* [What to do]: Omit pictures and quote the listing below line by line, from its start through the line that holds "type Segment = string;".

====

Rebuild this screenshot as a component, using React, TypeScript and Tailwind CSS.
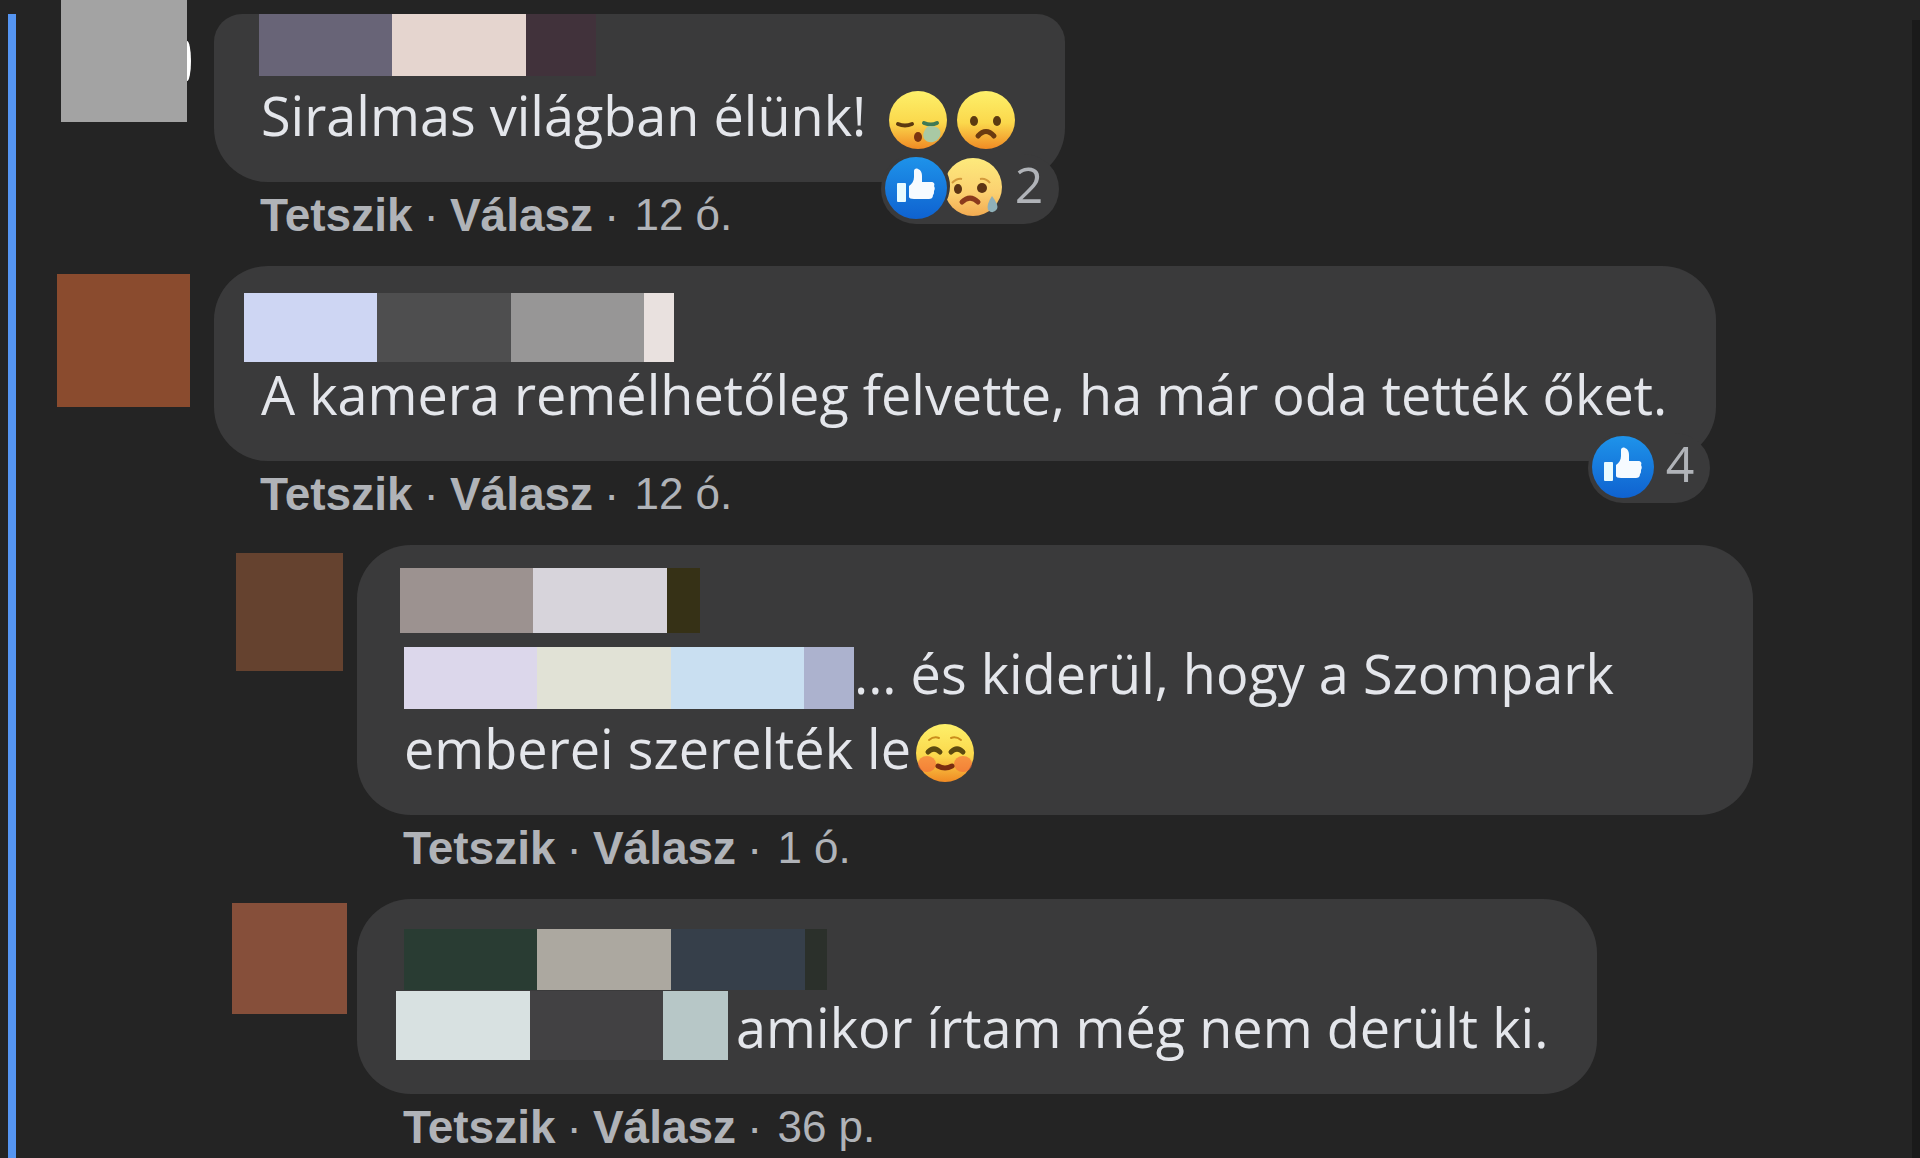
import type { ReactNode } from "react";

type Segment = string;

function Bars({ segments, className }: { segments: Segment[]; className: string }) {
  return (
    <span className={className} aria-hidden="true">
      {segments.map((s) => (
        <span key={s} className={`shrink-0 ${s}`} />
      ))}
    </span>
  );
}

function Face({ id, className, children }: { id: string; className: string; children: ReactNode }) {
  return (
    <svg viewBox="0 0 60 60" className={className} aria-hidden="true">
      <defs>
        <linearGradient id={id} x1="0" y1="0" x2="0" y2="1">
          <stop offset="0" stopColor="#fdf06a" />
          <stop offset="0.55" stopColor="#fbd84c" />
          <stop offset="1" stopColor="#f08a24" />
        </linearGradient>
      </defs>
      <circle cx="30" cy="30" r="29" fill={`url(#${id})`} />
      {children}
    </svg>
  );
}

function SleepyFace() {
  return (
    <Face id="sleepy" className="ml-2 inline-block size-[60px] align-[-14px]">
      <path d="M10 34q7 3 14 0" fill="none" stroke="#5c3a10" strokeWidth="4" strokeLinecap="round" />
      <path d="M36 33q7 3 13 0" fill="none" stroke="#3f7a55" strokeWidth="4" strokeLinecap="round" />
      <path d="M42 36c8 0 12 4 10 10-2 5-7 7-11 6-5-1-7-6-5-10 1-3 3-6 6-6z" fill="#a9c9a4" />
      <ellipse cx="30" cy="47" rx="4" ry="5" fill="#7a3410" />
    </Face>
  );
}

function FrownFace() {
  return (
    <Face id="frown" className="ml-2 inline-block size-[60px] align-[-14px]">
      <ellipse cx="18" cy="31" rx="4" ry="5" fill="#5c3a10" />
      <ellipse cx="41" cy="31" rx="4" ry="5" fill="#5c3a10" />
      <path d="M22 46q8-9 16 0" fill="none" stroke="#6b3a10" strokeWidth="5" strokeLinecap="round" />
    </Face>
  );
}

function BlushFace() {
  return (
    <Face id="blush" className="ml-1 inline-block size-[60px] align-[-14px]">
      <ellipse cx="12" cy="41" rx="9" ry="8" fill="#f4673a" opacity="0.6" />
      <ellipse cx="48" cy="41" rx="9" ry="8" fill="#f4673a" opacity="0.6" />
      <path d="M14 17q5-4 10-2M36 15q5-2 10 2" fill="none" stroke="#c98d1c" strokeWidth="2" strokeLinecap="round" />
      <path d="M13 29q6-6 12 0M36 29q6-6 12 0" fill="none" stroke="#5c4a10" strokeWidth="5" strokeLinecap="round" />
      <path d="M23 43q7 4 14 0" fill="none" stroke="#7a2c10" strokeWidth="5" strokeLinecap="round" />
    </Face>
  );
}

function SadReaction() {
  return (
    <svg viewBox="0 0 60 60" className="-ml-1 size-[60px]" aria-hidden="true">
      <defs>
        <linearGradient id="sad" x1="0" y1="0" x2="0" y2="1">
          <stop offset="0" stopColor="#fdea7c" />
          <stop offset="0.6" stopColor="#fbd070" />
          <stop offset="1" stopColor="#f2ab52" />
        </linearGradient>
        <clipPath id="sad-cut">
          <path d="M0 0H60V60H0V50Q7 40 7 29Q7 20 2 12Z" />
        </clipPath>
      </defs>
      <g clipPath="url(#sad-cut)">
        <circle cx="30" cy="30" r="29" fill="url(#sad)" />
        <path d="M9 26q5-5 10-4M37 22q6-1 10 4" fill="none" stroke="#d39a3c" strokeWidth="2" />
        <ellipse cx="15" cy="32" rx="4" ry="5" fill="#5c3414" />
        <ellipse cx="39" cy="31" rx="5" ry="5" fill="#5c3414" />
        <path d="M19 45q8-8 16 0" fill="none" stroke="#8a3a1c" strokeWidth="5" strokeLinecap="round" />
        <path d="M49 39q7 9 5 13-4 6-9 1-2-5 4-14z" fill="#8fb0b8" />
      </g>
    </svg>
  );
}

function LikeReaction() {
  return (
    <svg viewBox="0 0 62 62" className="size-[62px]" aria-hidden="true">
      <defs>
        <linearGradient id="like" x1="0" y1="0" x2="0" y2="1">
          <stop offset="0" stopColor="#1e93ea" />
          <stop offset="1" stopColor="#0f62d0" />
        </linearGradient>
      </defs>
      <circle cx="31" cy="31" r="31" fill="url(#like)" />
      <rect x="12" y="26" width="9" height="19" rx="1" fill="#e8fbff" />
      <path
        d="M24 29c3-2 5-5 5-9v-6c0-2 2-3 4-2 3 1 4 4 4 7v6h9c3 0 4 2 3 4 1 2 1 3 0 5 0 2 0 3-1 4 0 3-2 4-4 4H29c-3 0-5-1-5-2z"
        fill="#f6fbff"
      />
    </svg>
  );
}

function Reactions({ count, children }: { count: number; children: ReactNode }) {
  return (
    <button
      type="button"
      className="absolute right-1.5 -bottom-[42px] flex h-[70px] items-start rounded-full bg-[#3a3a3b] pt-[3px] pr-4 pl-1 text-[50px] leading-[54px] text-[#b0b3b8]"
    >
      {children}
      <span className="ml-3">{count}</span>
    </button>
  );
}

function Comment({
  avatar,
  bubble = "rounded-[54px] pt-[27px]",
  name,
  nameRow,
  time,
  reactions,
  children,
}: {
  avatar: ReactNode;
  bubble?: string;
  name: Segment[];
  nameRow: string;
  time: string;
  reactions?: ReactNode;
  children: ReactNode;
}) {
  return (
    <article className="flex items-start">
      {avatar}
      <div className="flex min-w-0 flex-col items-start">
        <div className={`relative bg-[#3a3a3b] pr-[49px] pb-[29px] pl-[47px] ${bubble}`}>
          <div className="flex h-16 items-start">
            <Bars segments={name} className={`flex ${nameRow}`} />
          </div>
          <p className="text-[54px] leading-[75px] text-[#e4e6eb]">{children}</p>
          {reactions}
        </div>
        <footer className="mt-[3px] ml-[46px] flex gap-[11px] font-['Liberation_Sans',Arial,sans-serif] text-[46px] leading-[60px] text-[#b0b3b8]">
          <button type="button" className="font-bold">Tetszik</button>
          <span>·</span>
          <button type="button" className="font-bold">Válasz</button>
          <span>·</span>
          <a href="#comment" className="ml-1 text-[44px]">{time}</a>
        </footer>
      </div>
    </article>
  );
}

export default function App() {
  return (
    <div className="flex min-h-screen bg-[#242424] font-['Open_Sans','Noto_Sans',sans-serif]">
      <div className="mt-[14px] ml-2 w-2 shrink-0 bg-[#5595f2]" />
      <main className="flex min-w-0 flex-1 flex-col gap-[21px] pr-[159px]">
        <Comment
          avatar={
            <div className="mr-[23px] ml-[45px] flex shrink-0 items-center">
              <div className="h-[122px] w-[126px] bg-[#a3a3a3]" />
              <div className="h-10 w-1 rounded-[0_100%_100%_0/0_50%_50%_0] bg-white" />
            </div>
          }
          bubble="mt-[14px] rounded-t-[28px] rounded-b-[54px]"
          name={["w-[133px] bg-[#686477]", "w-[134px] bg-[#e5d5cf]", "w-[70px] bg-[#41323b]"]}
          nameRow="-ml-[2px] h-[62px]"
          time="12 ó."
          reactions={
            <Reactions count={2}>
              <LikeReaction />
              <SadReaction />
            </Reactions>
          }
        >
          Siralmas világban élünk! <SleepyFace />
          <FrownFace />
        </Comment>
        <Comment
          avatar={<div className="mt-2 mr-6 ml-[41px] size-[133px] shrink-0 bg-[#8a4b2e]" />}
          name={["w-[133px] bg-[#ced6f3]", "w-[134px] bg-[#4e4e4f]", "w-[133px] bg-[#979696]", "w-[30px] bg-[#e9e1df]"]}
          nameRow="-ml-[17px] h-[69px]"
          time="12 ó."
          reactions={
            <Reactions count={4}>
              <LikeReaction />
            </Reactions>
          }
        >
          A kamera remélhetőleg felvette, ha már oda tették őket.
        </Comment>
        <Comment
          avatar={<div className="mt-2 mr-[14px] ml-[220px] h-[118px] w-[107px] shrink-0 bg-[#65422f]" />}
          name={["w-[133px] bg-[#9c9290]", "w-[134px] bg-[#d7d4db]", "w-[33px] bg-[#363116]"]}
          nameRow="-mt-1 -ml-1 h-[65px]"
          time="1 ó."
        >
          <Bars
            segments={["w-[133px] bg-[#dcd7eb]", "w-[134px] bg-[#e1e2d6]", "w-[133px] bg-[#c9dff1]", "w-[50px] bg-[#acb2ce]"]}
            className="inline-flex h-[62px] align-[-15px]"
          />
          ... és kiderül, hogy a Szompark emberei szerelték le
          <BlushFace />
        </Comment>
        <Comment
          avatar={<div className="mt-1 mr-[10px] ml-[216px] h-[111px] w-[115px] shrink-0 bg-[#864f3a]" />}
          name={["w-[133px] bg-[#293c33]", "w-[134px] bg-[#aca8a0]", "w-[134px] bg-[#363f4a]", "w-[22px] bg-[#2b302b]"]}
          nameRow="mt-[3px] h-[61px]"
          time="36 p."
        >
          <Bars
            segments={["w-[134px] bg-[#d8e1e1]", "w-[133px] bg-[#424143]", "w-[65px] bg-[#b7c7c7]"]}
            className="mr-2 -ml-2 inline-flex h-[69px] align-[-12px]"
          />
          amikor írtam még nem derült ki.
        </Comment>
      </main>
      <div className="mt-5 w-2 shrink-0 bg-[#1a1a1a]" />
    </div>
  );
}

====

* [Reply]:
Rebuild this screenshot as a component, using React, TypeScript and Tailwind CSS.
import type { ReactNode } from "react";

type Segment = string;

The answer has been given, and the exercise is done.